Color Rendition Index (CRI)

Color Rendering Index (CRI) is an international numbering system from 0-100 which indicates the relative color rendering quality of a light source when compared to a standard reference source of the same correlated color temperature. It expresses the degree to which colors will appear ‘familiar’ or “natural” under the light source being selected. In general, the higher the CRI number, the better the color rendering properties of the light source in question. The color rendering index of any two sources should only be compared if those sources have the same correlated color temperature.

Color temperature figures, SPD curves and CRI ratings provide helpful information, but they are not perfect. Color temperature, for instance, fails to indicate anything about how a given light source will render colors. two light sources with similar color temperatures will look the same but may have slightly different color properties. In general, a high CRI figure means a light source will render colors well. Since CRI is based on an average of eight different colors, a light source with a high CRI will not necessarily reproduce every color equally well. Used in conjunction, however, all these measurements can provide excellent benchmarks for the comparison of light sources.
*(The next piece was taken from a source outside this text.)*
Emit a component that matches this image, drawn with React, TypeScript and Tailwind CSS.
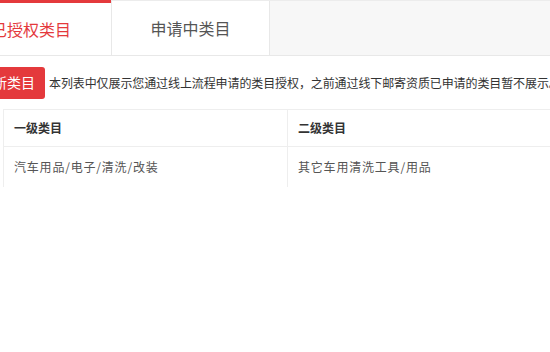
export default function App() {
  const font = { fontFamily: '"Noto Sans CJK SC", "Liberation Sans", sans-serif' };
  return (
    <div className="w-[550px] h-[352px] overflow-hidden bg-white" style={font}>
      <div className="ml-[-49px] w-[650px]">
        <div className="flex h-[56px] bg-[#f7f7f7] border-t border-[#ececec] border-b border-b-[#e8e8e8]">
          <div className="w-[160px] -mt-px bg-white border-t-[3px] border-[#e4393c] flex items-center justify-center text-[16px] text-[#e4393c]">
            已授权类目
          </div>
          <div className="w-[159px] bg-white border-l border-r border-[#e8e8e8] flex items-center justify-center text-[16px] text-[#555]">
            申请中类目
          </div>
        </div>
        <div className="flex items-center h-[53px] pl-[4px]">
          <div className="h-[32px] px-[10px] ml-[-45px] w-[135px] rounded-[3px] bg-[#e4393c] text-white text-[14px] flex items-center justify-end pr-[10px]">
            添加新类目
          </div>
          <div className="ml-[4px] text-[12px] text-[#333] whitespace-nowrap tracking-[-0.1px]">
            本列表中仅展示您通过线上流程申请的类目授权，之前通过线下邮寄资质已申请的类目暂不展示。
          </div>
        </div>
        <div className="ml-[52px] border-l border-t border-[#eee] text-[12px]">
          <div className="flex h-[37px] items-center border-b border-[#eee] font-bold text-[#333]">
            <div className="w-[283px] pl-[10px]">一级类目</div>
            <div className="border-l border-[#eee] h-full flex items-center pl-[10px]">二级类目</div>
          </div>
          <div className="flex h-[40px] items-center text-[#555] tracking-[0.8px]">
            <div className="w-[283px] pl-[10px]">汽车用品/电子/清洗/改装</div>
            <div className="border-l border-[#eee] h-full flex items-center pl-[10px]">其它车用清洗工具/用品</div>
          </div>
        </div>
      </div>
    </div>
  );
}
Spectral Power Distribution Curve

SPD Curve CRI Lamp Type Notes
Noontime Sunlight The SPD of sunlight show it to be an evenly balanced light source with all wavelengths of visible light present in nearly equal quantities.
95+ Incandescent The SPD curve of a standard incandescent lamp shows little radiation in the lower end of the spectrum. This explains why the lamp type tends not to render blues very well.
82 OCTRON® 4100° deg K Fluorescent This curve show how an improved triphosphor coating produces even more pronounced energy bands in the primary colors, further improving both color rendering and efficiency
75 Cool White Fluorescent This curve, typical of standard fluorescent lamp, shows how the addition of a halophosphor coating smooths out the spectral energy spikes of a gaseous discharge light source.
75 MetalArc® Metal Halide The spectral energy from metal halide lamps is relatively even, but there are some distinct gaps. For most application, these gaps are not significant, allowing these lamps to render colors suprisingly well.
21 Lumalux® High Pressure Sodium The SPD curve for an HPS lamp show an intense concentration of spectral energy in the yellow portion of the spectrum. It should be obvious that his lamp is unable to render colors accurately.